Yes, and no, not at all. The wandering monsters are usually adventure dependent and they serve only one purpose (at least for me) it is to more or less enforce the 6-8 encounters per day to avoid the 5MWD syndrome. Without novas, the players are spreading the adventure day a lot more ending up doing more with less. It gives back the (dare I say balance?) between the short rest classes and the long rest classes. If the players know that you enforce the 6-8 encounters per day and allow short rest, the game is much more enjoyable. In fact, I almost do no random encounters nowadays as my players are doing the 6-8 encounters rule by themselves!
 


I ran Out of the Abyss recently, and the module uses a lot of random encounters. In the beginning, i just rolled the random encounter table during the session, it ended up being mostly described as 'You bump into X number of Y monsters, roll initiative.'

IMO they could work if the DM was good at improvisation and making things up on the fly. I later pre-roll, or even personally pick on the encounter table and give it more thought on why they are there, what are their motives and also their tactics and loot. Also, i didnt like that random encounter could roll out really unthreatening encounters like a small band of 4 orcs or something. Seems like a waste of time. I would spice it up by adding mounted orc raiders on Aurochs, orc spell casters and some grunts.
 


Nice video. Doing dishes and walking the cat are the two things that take the most time away from my D&D.

Ben's (from Questing Beast) quote is spot on.



I disagree with your definition of a random encounter. An encounter that is not fun or does not provide exposition or choices is just a bad encounter, It does not necessarily equate to a random encounter. A random encounter does not need to lack any of those.

A random encounter can be fun, it can provide exposition (shows the players what kinds of threats they may face in the area) and can provide choice.
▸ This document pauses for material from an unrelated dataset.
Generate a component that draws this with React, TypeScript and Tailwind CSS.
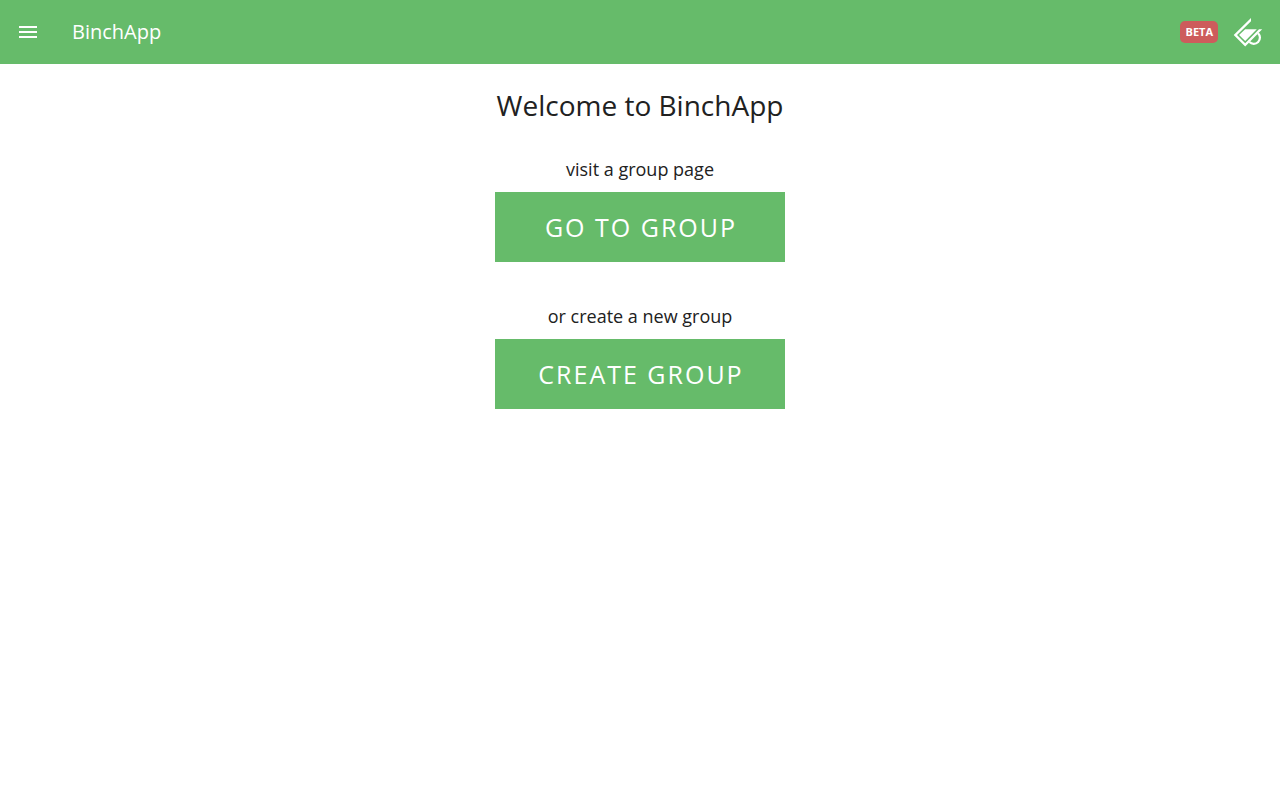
import type { ReactNode } from "react";

function MenuIcon() {
  return (
    <svg viewBox="0 0 24 24" className="size-6" fill="currentColor" aria-hidden="true">
      <path d="M3 18h18v-2H3v2zm0-5h18v-2H3v2zm0-7v2h18V6H3z" />
    </svg>
  );
}

function CupIcon() {
  return (
    <svg viewBox="0 0 32 32" className="size-8" fill="none" aria-hidden="true">
      <path d="M19 2v3.2L5 19l8.2 8.2L27 13.3h3.2L13.2 30.5 1.7 19z" fill="currentColor" />
      <path d="M13.2 13.3h11.6L13.2 25l-6.1-6z" fill="currentColor" />
      <path d="M26.1 17.2A5.5 5.5 0 1 1 17.4 26" stroke="currentColor" strokeWidth="2.2" />
    </svg>
  );
}

function Action({ label, children }: { label: string; children: ReactNode }) {
  return (
    <section className="flex flex-col items-center gap-[9px]">
      <p className="text-lg leading-7">{label}</p>
      <button
        type="button"
        className="h-[70px] w-[290px] bg-[#66bb6a] pt-0.5 pl-0.5 text-[25px] tracking-[2px] text-white uppercase hover:bg-[#5cb060]"
      >
        {children}
      </button>
    </section>
  );
}

export default function App() {
  return (
    <div className="min-h-screen bg-white font-['Open_Sans',sans-serif] text-[#212121]">
      <header className="flex h-16 items-center bg-[#66bb6a] px-4 text-white">
        <button type="button" aria-label="Open menu" className="mr-8">
          <MenuIcon />
        </button>
        <h1 className="flex-1 text-xl">BinchApp</h1>
        <span className="mr-3.5 rounded-[5px] bg-[#cd5c5c] px-[5px] py-[3px] text-[11px] leading-4 font-bold">
          BETA
        </span>
        <a href="#home" aria-label="BinchApp home">
          <CupIcon />
        </a>
      </header>
      <main className="flex flex-col items-center px-4 pt-[19px]">
        <h2 className="mb-7 text-[28px] leading-[44px]">Welcome to BinchApp</h2>
        <div className="flex flex-col gap-10">
          <Action label="visit a group page">Go to group</Action>
          <Action label="or create a new group">Create group</Action>
        </div>
      </main>
    </div>
  );
}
If you are a DM using random encounters, taking a randomly rolled encounter and being able to improvise a context is a very good skill to develop.

It is perfectly fine to pick an encounter from the table that you want to run, but I prefer rolling on random tables as a DM. I find that, when I just pick things, I tend to fall back on common choices and I pick creatures I like or am familiar and comfortable with. When I roll randomly, I give the dice an oracular power to decide what happens. This often results in situations that I would not normally come up with on my own. Sometimes the results and consequence of a randomly rolled encounter can take the game in new and fresh directions.
 

Couldn't planned encounters also do all of these things?
Absolutely, in fact in my homebrew travel system I plan an adventuring day by combining random encounters into a particularly challenging day instead of the drip drip of the regular system.